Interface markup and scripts

[Begin]

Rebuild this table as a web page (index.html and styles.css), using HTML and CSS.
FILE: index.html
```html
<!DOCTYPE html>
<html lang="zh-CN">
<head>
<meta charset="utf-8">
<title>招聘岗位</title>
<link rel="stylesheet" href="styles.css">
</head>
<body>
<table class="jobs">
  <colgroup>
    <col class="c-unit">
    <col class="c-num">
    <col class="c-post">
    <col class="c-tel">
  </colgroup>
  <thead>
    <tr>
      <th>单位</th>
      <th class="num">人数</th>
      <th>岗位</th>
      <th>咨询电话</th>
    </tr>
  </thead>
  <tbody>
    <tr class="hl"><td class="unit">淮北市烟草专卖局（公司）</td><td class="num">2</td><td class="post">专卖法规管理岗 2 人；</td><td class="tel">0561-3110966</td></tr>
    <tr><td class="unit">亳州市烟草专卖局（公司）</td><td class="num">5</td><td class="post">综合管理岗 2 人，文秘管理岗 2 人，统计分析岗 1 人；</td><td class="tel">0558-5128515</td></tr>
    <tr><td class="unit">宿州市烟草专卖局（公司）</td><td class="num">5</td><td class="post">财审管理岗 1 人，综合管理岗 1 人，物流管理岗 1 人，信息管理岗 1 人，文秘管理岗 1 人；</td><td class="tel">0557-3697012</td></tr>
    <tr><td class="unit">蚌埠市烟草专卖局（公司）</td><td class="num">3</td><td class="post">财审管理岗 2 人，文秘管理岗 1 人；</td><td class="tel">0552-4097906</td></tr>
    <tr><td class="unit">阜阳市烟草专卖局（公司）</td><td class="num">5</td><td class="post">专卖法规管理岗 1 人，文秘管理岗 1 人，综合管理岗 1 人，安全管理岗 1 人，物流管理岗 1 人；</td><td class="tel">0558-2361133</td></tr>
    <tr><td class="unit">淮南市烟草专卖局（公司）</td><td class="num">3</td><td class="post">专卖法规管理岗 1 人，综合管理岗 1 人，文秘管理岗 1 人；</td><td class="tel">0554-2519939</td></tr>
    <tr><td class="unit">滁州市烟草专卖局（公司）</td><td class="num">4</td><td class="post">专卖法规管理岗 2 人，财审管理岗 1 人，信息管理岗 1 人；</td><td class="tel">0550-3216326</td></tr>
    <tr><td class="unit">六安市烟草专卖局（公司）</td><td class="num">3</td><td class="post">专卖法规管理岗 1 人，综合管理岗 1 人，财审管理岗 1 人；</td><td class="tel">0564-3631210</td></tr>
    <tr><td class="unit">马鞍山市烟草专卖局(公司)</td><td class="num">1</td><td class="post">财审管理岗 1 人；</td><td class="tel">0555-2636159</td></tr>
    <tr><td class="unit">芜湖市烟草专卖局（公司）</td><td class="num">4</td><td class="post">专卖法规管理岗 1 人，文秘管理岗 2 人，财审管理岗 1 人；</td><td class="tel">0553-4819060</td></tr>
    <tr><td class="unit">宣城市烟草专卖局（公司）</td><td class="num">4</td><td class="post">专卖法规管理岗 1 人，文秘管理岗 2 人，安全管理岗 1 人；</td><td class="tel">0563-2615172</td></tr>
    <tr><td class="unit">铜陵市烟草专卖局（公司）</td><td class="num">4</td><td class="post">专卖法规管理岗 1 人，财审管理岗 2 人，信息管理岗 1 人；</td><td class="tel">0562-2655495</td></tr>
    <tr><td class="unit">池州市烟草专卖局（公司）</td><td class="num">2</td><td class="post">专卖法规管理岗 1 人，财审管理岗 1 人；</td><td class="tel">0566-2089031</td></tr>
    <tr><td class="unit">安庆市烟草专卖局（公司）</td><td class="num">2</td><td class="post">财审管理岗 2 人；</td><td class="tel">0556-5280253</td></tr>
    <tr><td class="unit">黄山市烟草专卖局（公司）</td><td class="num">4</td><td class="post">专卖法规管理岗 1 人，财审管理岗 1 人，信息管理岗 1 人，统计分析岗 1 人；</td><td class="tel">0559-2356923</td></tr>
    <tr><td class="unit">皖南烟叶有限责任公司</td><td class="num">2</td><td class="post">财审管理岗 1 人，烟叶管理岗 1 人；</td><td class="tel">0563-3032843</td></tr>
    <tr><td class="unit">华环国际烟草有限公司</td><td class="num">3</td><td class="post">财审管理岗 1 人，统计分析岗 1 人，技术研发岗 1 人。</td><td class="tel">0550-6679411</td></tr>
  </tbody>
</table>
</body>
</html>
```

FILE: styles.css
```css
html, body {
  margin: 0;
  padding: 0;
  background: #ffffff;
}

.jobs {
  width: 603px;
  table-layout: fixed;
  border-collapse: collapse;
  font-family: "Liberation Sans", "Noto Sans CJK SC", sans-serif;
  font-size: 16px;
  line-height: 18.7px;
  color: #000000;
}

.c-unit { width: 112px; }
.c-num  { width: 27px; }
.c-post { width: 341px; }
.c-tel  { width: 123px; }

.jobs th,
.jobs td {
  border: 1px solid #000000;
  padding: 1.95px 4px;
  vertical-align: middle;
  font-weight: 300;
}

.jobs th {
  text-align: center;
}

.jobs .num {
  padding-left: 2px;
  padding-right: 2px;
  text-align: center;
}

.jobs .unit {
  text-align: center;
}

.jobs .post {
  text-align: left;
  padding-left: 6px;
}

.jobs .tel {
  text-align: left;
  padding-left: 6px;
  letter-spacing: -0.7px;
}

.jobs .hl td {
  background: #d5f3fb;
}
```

[End]
[Begin]

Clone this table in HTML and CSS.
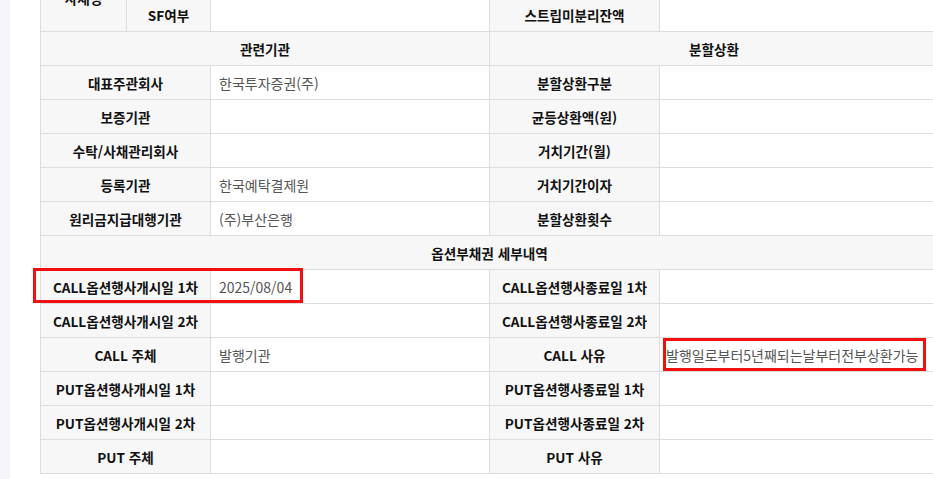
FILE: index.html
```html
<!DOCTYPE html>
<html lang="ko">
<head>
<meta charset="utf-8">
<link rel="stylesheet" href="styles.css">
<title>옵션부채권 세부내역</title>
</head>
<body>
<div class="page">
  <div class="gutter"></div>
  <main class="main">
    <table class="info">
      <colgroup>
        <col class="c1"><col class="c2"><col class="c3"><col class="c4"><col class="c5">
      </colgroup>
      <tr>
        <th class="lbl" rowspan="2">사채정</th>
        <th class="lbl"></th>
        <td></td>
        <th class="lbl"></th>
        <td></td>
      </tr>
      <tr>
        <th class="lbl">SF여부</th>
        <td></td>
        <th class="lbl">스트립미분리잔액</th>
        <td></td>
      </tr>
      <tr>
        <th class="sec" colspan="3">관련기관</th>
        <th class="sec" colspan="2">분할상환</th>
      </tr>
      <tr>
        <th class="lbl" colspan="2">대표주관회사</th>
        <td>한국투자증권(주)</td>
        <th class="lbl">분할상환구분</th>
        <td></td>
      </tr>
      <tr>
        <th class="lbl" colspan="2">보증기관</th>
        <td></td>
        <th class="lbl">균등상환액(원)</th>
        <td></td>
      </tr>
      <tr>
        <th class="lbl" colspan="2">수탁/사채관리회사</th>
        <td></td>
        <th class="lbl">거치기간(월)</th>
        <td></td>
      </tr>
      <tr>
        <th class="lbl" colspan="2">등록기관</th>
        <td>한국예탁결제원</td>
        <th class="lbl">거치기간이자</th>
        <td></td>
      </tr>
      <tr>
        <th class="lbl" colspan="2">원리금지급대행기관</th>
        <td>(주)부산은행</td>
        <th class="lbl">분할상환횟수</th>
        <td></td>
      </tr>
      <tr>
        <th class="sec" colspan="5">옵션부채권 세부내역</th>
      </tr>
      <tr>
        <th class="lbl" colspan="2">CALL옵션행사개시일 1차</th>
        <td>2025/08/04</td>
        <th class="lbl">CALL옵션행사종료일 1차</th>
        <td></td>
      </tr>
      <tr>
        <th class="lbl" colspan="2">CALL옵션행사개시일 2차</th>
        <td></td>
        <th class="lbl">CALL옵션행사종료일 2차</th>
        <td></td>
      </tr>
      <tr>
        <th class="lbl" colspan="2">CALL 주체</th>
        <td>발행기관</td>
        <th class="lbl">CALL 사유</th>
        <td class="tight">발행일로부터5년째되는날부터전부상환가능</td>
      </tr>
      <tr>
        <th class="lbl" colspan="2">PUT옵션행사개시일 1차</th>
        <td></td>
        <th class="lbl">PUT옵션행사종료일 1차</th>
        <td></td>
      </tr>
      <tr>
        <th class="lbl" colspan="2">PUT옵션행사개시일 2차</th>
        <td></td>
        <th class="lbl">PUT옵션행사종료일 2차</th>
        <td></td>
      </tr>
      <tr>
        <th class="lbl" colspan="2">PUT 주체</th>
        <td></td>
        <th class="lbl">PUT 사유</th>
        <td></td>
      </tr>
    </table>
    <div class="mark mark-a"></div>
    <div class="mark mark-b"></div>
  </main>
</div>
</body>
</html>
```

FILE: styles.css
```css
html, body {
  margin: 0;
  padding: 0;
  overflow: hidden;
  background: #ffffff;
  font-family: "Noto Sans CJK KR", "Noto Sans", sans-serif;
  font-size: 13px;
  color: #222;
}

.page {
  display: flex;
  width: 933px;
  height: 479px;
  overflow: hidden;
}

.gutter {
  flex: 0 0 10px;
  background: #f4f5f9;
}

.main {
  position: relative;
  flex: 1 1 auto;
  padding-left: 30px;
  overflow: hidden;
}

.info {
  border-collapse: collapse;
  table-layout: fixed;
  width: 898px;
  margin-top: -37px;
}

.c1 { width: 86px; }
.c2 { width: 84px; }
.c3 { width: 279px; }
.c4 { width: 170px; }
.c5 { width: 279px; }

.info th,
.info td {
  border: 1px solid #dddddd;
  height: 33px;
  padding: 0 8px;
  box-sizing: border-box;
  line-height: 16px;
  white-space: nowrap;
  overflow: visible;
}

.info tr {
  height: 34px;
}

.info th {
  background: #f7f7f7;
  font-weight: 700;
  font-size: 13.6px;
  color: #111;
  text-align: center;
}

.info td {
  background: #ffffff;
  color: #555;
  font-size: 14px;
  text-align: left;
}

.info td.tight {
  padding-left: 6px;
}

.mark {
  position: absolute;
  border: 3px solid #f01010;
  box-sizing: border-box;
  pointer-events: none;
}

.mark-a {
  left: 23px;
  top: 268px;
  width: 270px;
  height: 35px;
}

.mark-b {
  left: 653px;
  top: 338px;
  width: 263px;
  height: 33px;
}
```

[End]
[Begin]

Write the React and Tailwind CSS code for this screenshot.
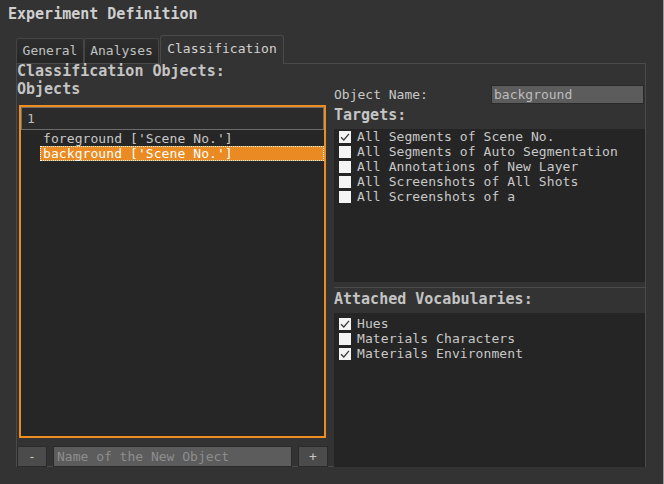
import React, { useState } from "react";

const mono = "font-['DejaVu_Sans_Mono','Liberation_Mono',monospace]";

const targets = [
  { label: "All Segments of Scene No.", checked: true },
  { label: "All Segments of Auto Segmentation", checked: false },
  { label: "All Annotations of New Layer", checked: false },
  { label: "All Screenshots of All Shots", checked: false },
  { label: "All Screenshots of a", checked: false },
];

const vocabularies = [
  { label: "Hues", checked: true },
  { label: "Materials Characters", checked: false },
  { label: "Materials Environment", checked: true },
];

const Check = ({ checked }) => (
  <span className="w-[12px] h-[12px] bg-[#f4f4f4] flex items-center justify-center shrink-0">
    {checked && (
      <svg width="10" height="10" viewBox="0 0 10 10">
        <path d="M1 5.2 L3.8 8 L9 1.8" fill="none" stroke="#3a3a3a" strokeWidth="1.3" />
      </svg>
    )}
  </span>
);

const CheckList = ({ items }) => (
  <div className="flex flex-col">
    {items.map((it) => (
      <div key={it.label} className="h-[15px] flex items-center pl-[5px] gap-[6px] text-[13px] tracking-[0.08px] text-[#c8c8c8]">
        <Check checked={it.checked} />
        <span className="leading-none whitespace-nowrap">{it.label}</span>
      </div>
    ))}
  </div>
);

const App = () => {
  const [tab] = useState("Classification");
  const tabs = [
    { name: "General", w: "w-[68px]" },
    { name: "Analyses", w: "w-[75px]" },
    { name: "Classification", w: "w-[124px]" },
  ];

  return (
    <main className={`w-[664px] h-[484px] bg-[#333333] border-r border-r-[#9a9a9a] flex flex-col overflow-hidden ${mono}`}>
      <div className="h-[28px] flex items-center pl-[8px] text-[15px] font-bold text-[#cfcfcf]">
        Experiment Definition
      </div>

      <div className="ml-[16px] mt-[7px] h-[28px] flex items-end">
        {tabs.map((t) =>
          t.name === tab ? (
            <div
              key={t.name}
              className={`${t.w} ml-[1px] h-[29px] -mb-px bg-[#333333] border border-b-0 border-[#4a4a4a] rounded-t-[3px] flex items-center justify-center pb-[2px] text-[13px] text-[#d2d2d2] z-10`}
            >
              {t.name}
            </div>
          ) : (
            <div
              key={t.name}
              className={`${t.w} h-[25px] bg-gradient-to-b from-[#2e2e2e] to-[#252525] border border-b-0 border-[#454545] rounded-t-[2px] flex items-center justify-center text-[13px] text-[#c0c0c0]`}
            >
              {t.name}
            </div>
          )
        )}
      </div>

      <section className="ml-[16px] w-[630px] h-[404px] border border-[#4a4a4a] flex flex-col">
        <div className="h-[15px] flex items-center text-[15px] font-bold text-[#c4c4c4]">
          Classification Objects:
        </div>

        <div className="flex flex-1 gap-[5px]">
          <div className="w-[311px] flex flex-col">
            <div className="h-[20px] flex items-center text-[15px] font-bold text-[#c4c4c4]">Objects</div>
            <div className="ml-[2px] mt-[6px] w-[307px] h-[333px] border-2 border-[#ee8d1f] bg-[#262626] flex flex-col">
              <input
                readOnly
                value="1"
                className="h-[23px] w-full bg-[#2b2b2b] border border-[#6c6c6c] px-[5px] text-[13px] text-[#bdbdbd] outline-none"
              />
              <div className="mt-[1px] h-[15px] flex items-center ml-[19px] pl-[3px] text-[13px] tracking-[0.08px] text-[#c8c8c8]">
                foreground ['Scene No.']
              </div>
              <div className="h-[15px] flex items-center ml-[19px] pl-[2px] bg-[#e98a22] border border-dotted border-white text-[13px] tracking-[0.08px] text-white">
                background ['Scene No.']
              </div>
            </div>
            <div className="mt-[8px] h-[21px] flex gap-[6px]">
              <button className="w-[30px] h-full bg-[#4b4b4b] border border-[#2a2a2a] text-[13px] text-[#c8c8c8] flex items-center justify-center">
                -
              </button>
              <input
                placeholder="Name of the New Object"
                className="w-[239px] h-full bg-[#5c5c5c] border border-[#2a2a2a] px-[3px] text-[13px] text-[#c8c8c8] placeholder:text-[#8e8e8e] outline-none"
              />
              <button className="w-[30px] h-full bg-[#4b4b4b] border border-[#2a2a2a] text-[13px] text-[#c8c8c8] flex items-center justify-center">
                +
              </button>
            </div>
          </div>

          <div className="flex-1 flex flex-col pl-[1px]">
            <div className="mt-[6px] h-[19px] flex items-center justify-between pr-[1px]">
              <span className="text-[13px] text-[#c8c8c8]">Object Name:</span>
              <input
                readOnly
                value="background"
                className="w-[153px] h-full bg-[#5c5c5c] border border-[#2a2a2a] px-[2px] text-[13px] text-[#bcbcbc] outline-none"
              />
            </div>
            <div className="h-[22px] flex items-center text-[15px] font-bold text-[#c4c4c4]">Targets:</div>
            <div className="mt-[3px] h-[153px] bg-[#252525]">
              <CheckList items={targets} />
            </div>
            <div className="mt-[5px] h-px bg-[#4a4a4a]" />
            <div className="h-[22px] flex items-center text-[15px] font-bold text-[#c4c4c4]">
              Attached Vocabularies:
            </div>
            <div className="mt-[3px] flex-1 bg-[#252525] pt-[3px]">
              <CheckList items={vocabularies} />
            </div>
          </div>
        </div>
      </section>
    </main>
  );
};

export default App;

[End]

_Problem description:_ Identify the lines in the entries above that contain "this", then copy them out.

_Final result:_
Rebuild this table as a web page (index.html and styles.css), using HTML and CSS.
Clone this table in HTML and CSS.
Write the React and Tailwind CSS code for this screenshot.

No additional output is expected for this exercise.